Information shown:

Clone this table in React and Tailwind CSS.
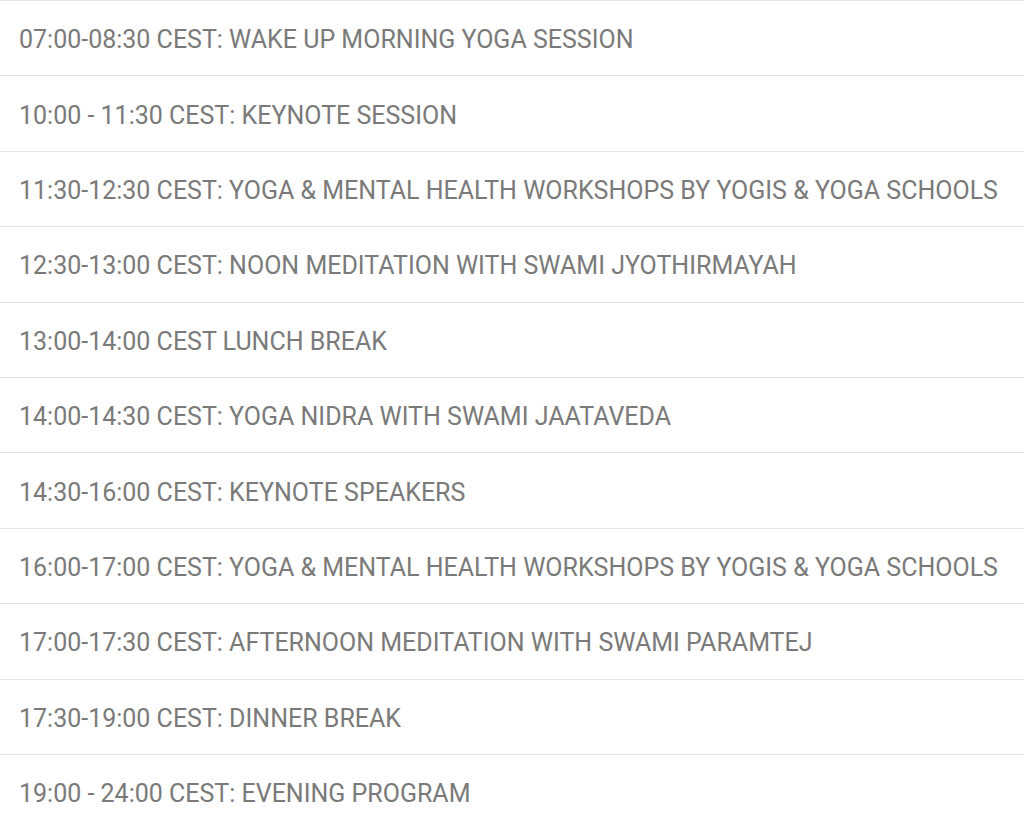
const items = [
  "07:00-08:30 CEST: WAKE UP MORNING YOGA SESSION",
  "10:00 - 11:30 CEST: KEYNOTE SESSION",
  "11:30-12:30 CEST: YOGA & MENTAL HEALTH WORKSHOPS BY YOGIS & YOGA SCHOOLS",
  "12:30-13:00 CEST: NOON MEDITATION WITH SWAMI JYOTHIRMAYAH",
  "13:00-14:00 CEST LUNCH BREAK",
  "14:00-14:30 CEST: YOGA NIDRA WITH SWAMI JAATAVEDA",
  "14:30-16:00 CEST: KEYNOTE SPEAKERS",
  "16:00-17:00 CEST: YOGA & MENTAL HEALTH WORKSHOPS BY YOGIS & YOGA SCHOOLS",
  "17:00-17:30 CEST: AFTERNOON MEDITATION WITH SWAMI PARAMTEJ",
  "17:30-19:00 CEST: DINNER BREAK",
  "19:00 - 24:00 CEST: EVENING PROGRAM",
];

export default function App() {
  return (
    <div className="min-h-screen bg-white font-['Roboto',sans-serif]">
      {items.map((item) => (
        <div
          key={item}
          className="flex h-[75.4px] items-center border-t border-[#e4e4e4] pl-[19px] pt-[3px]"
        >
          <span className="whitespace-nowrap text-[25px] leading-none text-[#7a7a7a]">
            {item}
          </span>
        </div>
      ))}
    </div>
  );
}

Exercise instructions:
Make an exact copy of the data above, pictures excluded.

Full response:
Clone this table in React and Tailwind CSS.
const items = [
  "07:00-08:30 CEST: WAKE UP MORNING YOGA SESSION",
  "10:00 - 11:30 CEST: KEYNOTE SESSION",
  "11:30-12:30 CEST: YOGA & MENTAL HEALTH WORKSHOPS BY YOGIS & YOGA SCHOOLS",
  "12:30-13:00 CEST: NOON MEDITATION WITH SWAMI JYOTHIRMAYAH",
  "13:00-14:00 CEST LUNCH BREAK",
  "14:00-14:30 CEST: YOGA NIDRA WITH SWAMI JAATAVEDA",
  "14:30-16:00 CEST: KEYNOTE SPEAKERS",
  "16:00-17:00 CEST: YOGA & MENTAL HEALTH WORKSHOPS BY YOGIS & YOGA SCHOOLS",
  "17:00-17:30 CEST: AFTERNOON MEDITATION WITH SWAMI PARAMTEJ",
  "17:30-19:00 CEST: DINNER BREAK",
  "19:00 - 24:00 CEST: EVENING PROGRAM",
];

export default function App() {
  return (
    <div className="min-h-screen bg-white font-['Roboto',sans-serif]">
      {items.map((item) => (
        <div
          key={item}
          className="flex h-[75.4px] items-center border-t border-[#e4e4e4] pl-[19px] pt-[3px]"
        >
          <span className="whitespace-nowrap text-[25px] leading-none text-[#7a7a7a]">
            {item}
          </span>
        </div>
      ))}
    </div>
  );
}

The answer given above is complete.